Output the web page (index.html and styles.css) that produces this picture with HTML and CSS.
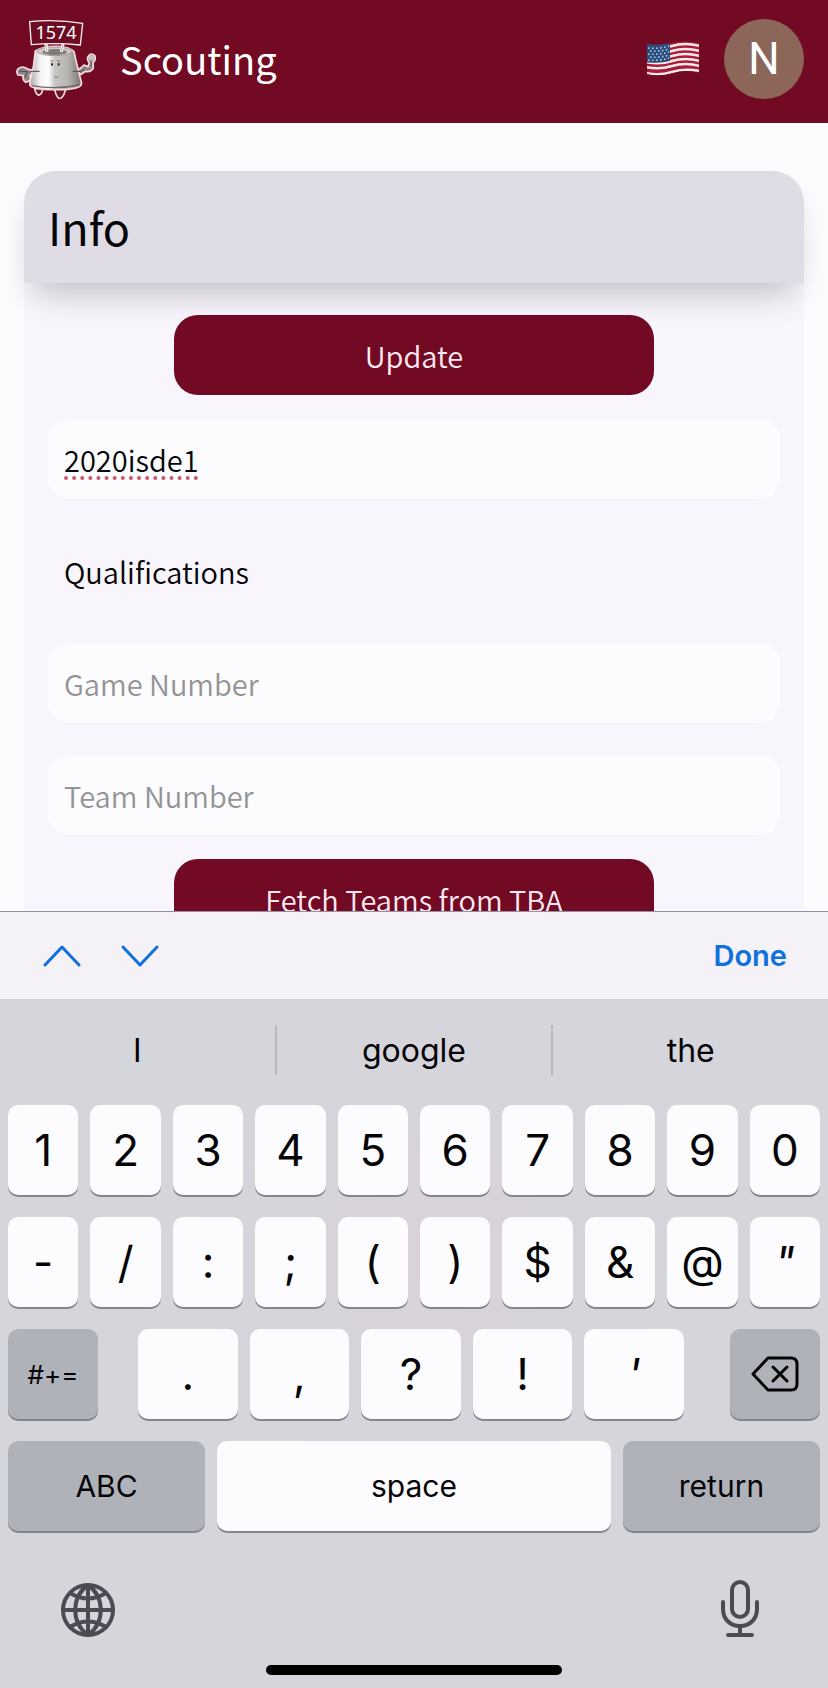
FILE: index.html
```html
<!DOCTYPE html>
<html lang="en">
<head>
<meta charset="utf-8">
<meta name="viewport" content="width=device-width, initial-scale=1">
<title>Scouting</title>
<link rel="stylesheet" href="styles.css">
</head>
<body>
<div class="app">
  <header class="topbar">
    <svg class="logo" viewBox="18 24 240 240" aria-hidden="true">
      <defs>
        <linearGradient id="metal" x1="0" x2="1">
          <stop offset="0" stop-color="#a9a7a6"/><stop offset=".2" stop-color="#f4f3f5"/><stop offset=".36" stop-color="#ffffff"/><stop offset=".48" stop-color="#c9c7c6"/><stop offset=".75" stop-color="#b5b3ae"/><stop offset="1" stop-color="#77736f"/>
        </linearGradient>
      </defs>
      <g stroke="#f9dbe4" stroke-width="5" stroke-linejoin="round">
        <path fill="#6b1726" d="M74 232q2 16 12 21q11-4 12-19zM134 234q3 22 15 30q15-8 17-30z"/>
        <path fill="#8f8784" d="M85 178L58 176L46 170Q35 165 25 173Q17 181 24 192L40 194Q36 206 48 214L62 207L60 193L85 186zM192 176L211 172L222 162L234 167L238 155Q228 145 236 134Q244 124 254 134Q260 145 249 155L250 171Q242 185 226 181L214 190L194 187z"/>
        <path fill="url(#metal)" d="M76 120Q100 105 140 106Q180 108 192 122Q200 160 214 213Q217 221 208 227Q180 238 142 236Q95 238 64 227Q57 222 60 210Q73 165 76 120z"/>
      </g>
      <ellipse cx="134" cy="121" rx="53" ry="13" fill="#cfcac5" stroke="#8b8580" stroke-width="2"/>
      <ellipse cx="134" cy="123" rx="37" ry="9" fill="#817a75"/>
      <path d="M108 99l3 24M159 99l-5 24" stroke="#fff" stroke-width="9"/>
      <path d="M108 102l3 20M159 102l-5 20" stroke="#aaa0a0" stroke-width="3"/>
      <path d="M59 32Q138 24 218 37L211 102Q136 94 64 101z" fill="#6d0b23" stroke="#fff0f6" stroke-width="4"/>
      <text class="logo-number" x="138" y="84" text-anchor="middle">1574</text>
      <path d="M121 151q5-4 9 0M141 151q5-4 9 0M133 197q6 5 12 0" fill="none" stroke="#4c4542" stroke-width="2"/>
      <ellipse cx="126" cy="160" rx="3" ry="5" fill="#332d2c"/><ellipse cx="146" cy="160" rx="3" ry="5" fill="#332d2c"/>
      <path d="M62 181h27M188 181h25l12-7M28 180l24 2-8 18M243 164v-12" fill="none" stroke="#4f4947" stroke-width="3"/>
      <circle cx="245" cy="141" r="8" fill="#c8c1be"/><path d="M65 224Q135 237 209 222" stroke="#6d6864" stroke-width="4" fill="none"/>
    </svg>
    <h1 class="brand">Scouting</h1>
    <button class="flag-button" aria-label="Language">
      <svg class="flag" viewBox="0 0 54 38" aria-hidden="true">
        <defs><clipPath id="wave"><path d="M1 4Q12 6 25 3T53 3V33Q40 29 27 33T1 34z"/></clipPath></defs>
        <g clip-path="url(#wave)">
          <path fill="#a51e35" d="M0 0h54v38H0z"/>
          <path fill="none" stroke="#ffe9ef" stroke-width="2.5" d="M0 7Q13 10 26 6T54 6M0 12Q13 15 26 11T54 11M0 17Q13 20 26 16T54 16M0 22Q13 25 26 21T54 21M0 27Q13 30 26 26T54 26M0 33Q13 36 26 32T54 31"/>
          <path fill="#2c4c7d" d="M0 2Q13 6 24 3V21Q13 24 0 22z"/>
          <path fill="none" stroke="#a9c9e2" stroke-width="1.6" stroke-dasharray="1.6 2.4" d="M2 8Q13 9 23 6M4 11Q13 12 23 9M2 14Q13 15 23 12M4 17Q13 18 23 15M2 20Q13 21 23 18"/>
        </g>
      </svg>
    </button>
    <button class="avatar" aria-label="Account">N</button>
  </header>

  <main class="content">
    <section class="card">
      <h2 class="card-title">Info</h2>
      <form class="card-body">
        <button class="action" type="button">Update</button>
        <div class="fields">
          <input class="field misspelled" type="text" value="2020isde1" aria-label="Event" spellcheck="false">
          <select class="field plain" aria-label="Stage"><option>Qualifications</option></select>
          <input class="field" type="text" placeholder="Game Number" aria-label="Game Number">
          <input class="field" type="text" placeholder="Team Number" aria-label="Team Number">
        </div>
        <button class="action" type="button">Fetch Teams from TBA</button>
      </form>
    </section>
  </main>

  <div class="accessory">
    <button class="step" aria-label="Previous field"><svg width="38" height="24" viewBox="0 0 38 24" aria-hidden="true"><path d="M2 21L19 3l17 18"/></svg></button>
    <button class="step" aria-label="Next field"><svg width="38" height="24" viewBox="0 0 38 24" aria-hidden="true"><path d="M2 3l17 18L36 3"/></svg></button>
    <button class="done">Done</button>
  </div>

  <div class="keyboard">
    <div class="suggestions">
      <button>I</button><button>google</button><button>the</button>
    </div>
    <div class="keys">
      <div class="row">
        <button class="key">1</button><button class="key">2</button><button class="key">3</button><button class="key">4</button><button class="key">5</button><button class="key">6</button><button class="key">7</button><button class="key">8</button><button class="key">9</button><button class="key">0</button>
      </div>
      <div class="row">
        <button class="key">-</button><button class="key">/</button><button class="key">:</button><button class="key">;</button><button class="key">(</button><button class="key">)</button><button class="key">$</button><button class="key">&amp;</button><button class="key">@</button><button class="key slanted">"</button>
      </div>
      <div class="row">
        <button class="key dark side symbols">#+=</button>
        <div class="row punctuation">
          <button class="key">.</button><button class="key">,</button><button class="key">?</button><button class="key">!</button><button class="key slanted">'</button>
        </div>
        <button class="key dark side" aria-label="Delete"><svg width="48" height="36" viewBox="0 0 48 36" aria-hidden="true"><path d="M17 2h23q6 0 6 6v20q0 6-6 6H17L2 18z"/><path d="M22 11l14 14M36 11L22 25"/></svg></button>
      </div>
      <div class="row">
        <button class="key dark word">ABC</button><button class="key word space">space</button><button class="key dark word">return</button>
      </div>
    </div>
    <div class="dock">
      <button aria-label="Switch keyboard"><svg width="56" height="56" viewBox="0 0 56 56" aria-hidden="true"><circle cx="28" cy="28" r="25"/><path d="M28 3C11 15 11 41 28 53C45 41 45 15 28 3zM28 3v50M3 28h50M10 11q18 11 36 0M10 45q18-11 36 0"/></svg></button>
      <button aria-label="Dictate"><svg width="40" height="58" viewBox="0 0 40 58" aria-hidden="true"><rect x="12" y="2" width="16" height="35" rx="8"/><path d="M3 22v7c0 10 7 17 17 17s17-7 17-17v-7M20 46v9M8 55h24"/></svg></button>
    </div>
    <div class="home-bar"></div>
  </div>
</div>
</body>
</html>
```
FILE: styles.css
```css
* {
  box-sizing: border-box;
}

body {
  margin: 0;
  background: #fcfcfe;
  color: #050507;
  font-family: "Noto Sans CJK JP", "Noto Sans", sans-serif;
}

button,
input,
select {
  margin: 0;
  padding: 0;
  border: 0;
  background: none;
  color: inherit;
  font: inherit;
}

svg {
  display: block;
}

.app {
  display: flex;
  flex-direction: column;
  height: 100vh;
}

.topbar {
  display: flex;
  flex: none;
  align-items: center;
  padding: 19px 24px 24px 16px;
  background: #710a22;
  color: #fff;
}

.logo {
  width: 80px;
  height: 80px;
}

.logo-number {
  fill: #fff;
  font-family: "Noto Sans", sans-serif;
  font-size: 54px;
}

.brand {
  flex: 1;
  margin: 0 0 0 24px;
  font-size: 38px;
  font-weight: 400;
  line-height: 80px;
}

.flag {
  width: 54px;
  height: 38px;
}

.avatar {
  width: 80px;
  height: 80px;
  margin-left: 24px;
  border-radius: 50%;
  background: #8c6659;
  font-family: Roboto, sans-serif;
  font-size: 44px;
}

.content {
  flex: 1;
  min-height: 0;
  overflow: hidden;
  padding: 48px 24px 0;
}

.card {
  border-radius: 32px;
  background: #f8f5fc;
}

.card-title {
  position: relative;
  margin: 0;
  padding: 24px;
  border-radius: 32px 32px 0 0;
  background: #dfdce6;
  box-shadow: 0 20px 32px -10px rgba(20, 20, 30, 0.24);
  font-size: 45px;
  font-weight: 400;
  line-height: 64px;
}

.card-body {
  position: relative;
  display: flex;
  flex-direction: column;
  align-items: center;
  gap: 24px;
  padding: 32px 24px;
}

.action {
  width: 480px;
  max-width: 100%;
  height: 80px;
  border-radius: 24px;
  background: #710a22;
  color: #ffe9f2;
  font-size: 29px;
  font-weight: 350;
}

.fields {
  display: flex;
  flex-direction: column;
  gap: 32px;
  width: 100%;
}

.field {
  width: 100%;
  height: 80px;
  padding: 0 16px;
  border-radius: 20px;
  background: #fcfcfe;
  font-size: 29px;
  font-weight: 350;
  appearance: none;
}

.field.plain {
  background: none;
}

.field::placeholder {
  color: #949496;
}

.misspelled {
  text-decoration: underline dotted #d0546e 4px;
  text-decoration-skip-ink: none;
  text-underline-offset: 4px;
}

.accessory {
  display: flex;
  flex: none;
  align-items: center;
  gap: 40px;
  height: 88px;
  padding: 0 41px 0 43px;
  border-top: 1px solid #9290a6;
  background: #f4f1f7;
  color: #1070de;
  font-family: Inter, sans-serif;
}

.step svg {
  fill: none;
  stroke: currentColor;
  stroke-width: 3;
  stroke-linecap: round;
  stroke-linejoin: round;
}

.done {
  margin-left: auto;
  font-size: 29px;
  font-weight: 600;
}

.keyboard {
  flex: none;
  padding-bottom: 13px;
  background: radial-gradient(circle at 52% 36%, #dad2db, #d5d5dc 240px);
  font-family: Inter, sans-serif;
}

.suggestions {
  display: flex;
  padding: 26px 0 30px;
}

.suggestions button {
  flex: 1;
  height: 50px;
  font-size: 32px;
}

.suggestions button + button {
  border-left: 2px solid #b9b9c5;
}

.keys {
  display: flex;
  flex-direction: column;
  gap: 22px;
  padding: 0 8px;
}

.row {
  display: flex;
  gap: 12px;
}

.key {
  display: flex;
  flex: 1 1 0;
  align-items: center;
  justify-content: center;
  min-width: 0;
  height: 90px;
  border-radius: 10px;
  background: #fcfcfe;
  box-shadow: 0 2px 0 #85858d;
  font-size: 44px;
}

.key.dark {
  background: #b0b2b9;
}

.key.side {
  flex: 0 0 90px;
}

.key.symbols {
  font-size: 26px;
}

.key.slanted {
  font-style: italic;
}

.key svg {
  fill: none;
  stroke: currentColor;
  stroke-width: 3;
  stroke-linecap: round;
  stroke-linejoin: round;
}

.punctuation {
  flex: 1;
  padding: 0 34px 0 28px;
}

.key.word {
  font-size: 30px;
}

.key.space {
  flex-grow: 2;
}

.dock {
  display: flex;
  align-items: flex-end;
  justify-content: space-between;
  padding: 49px 68px 27px 60px;
}

.dock svg {
  fill: none;
  stroke: #4b4b54;
  stroke-width: 4;
  stroke-linecap: round;
  stroke-linejoin: round;
}

.home-bar {
  width: 296px;
  height: 10px;
  margin: 0 auto;
  border-radius: 5px;
  background: #000;
}
```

- _Aim_: Pick out every line above that holds the word "index" and copy it.

- _The result_:
Output the web page (index.html and styles.css) that produces this picture with HTML and CSS.
FILE: index.html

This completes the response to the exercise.